To gain customer loyalty through this channel, restaurants must rely heavily on efficiency and accessibility. Dunkin’, for instance, is testing a multi-tender payment option in its DD Perks program at 1,000 restaurants that allows customers to earn rewards regardless of how they pay. The reason: Dunkin’ found that the single greatest barrier to broader participation in its Perks program was a construct that required pre-loading a credit card in order to participate and use on-the-go mobile.

Domino’s is another example. The pizza chain recently spun its loyalty program with a “For the Love of Pizza” campaign that rewarded customers for eating any pizza, including competitors. Customers had to enroll in Domino’s Piece of the Pie program and then upload pizza photos to earn points toward a Domino’s pie. Did it work? On Super Bowl Sunday, the U.S. app hit No. 88 for daily iPhone downloads of overall apps in the U.S., App Annie said. That’s 158 spots better than the prior week. In the 30 days following, Domino’s maintained the lift, averaging a daily iPhone download rank of 127 for overall apps compared to 185 in the 30 days prior. Essentially, Domino’s used rewards points as marketing currency.

The way guests dine

Globally, downloads of the top 4 food delivery apps grew 115 percent in 2018 versus 2016. These platforms cater to an on-demand economy. Aggregators have become very adept at inspiring repeat users and loyalty, which is both a threat and boon for restaurants. It helps drive incremental sales but it also muddies the brand value concept.

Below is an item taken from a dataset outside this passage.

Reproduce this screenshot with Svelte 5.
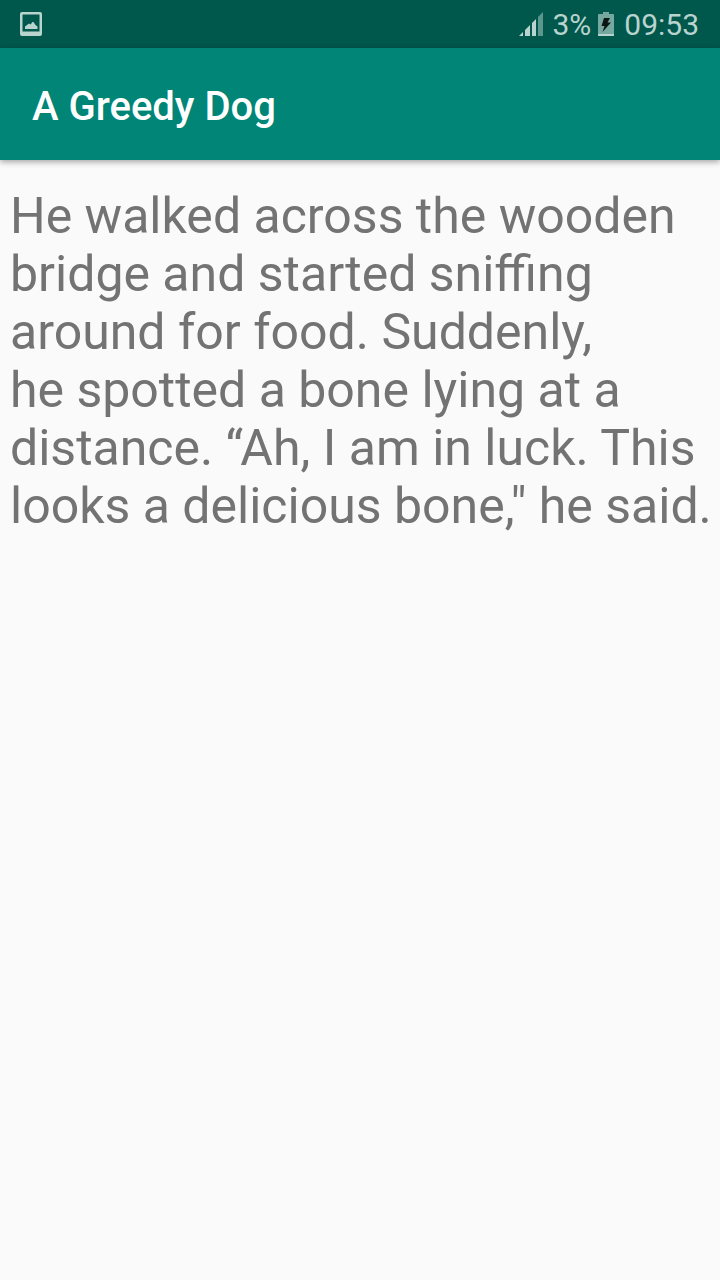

Are guests loyal to GrubHub or KFC? Depending on which restaurant we’re talking about, it might not matter. That’s something that differs by chain and internal goals.

Regardless, one thing is certain: As the volume of quick-service restaurants and food delivery services expand, mobile will play a key role with customer engagement.

“Consumers are shifting to an on-demand economy, whether watching our favorite shows or having our favorite food delivered, we can do this from the comfort of our homes and the ease of our mobile devices,” Sydow says.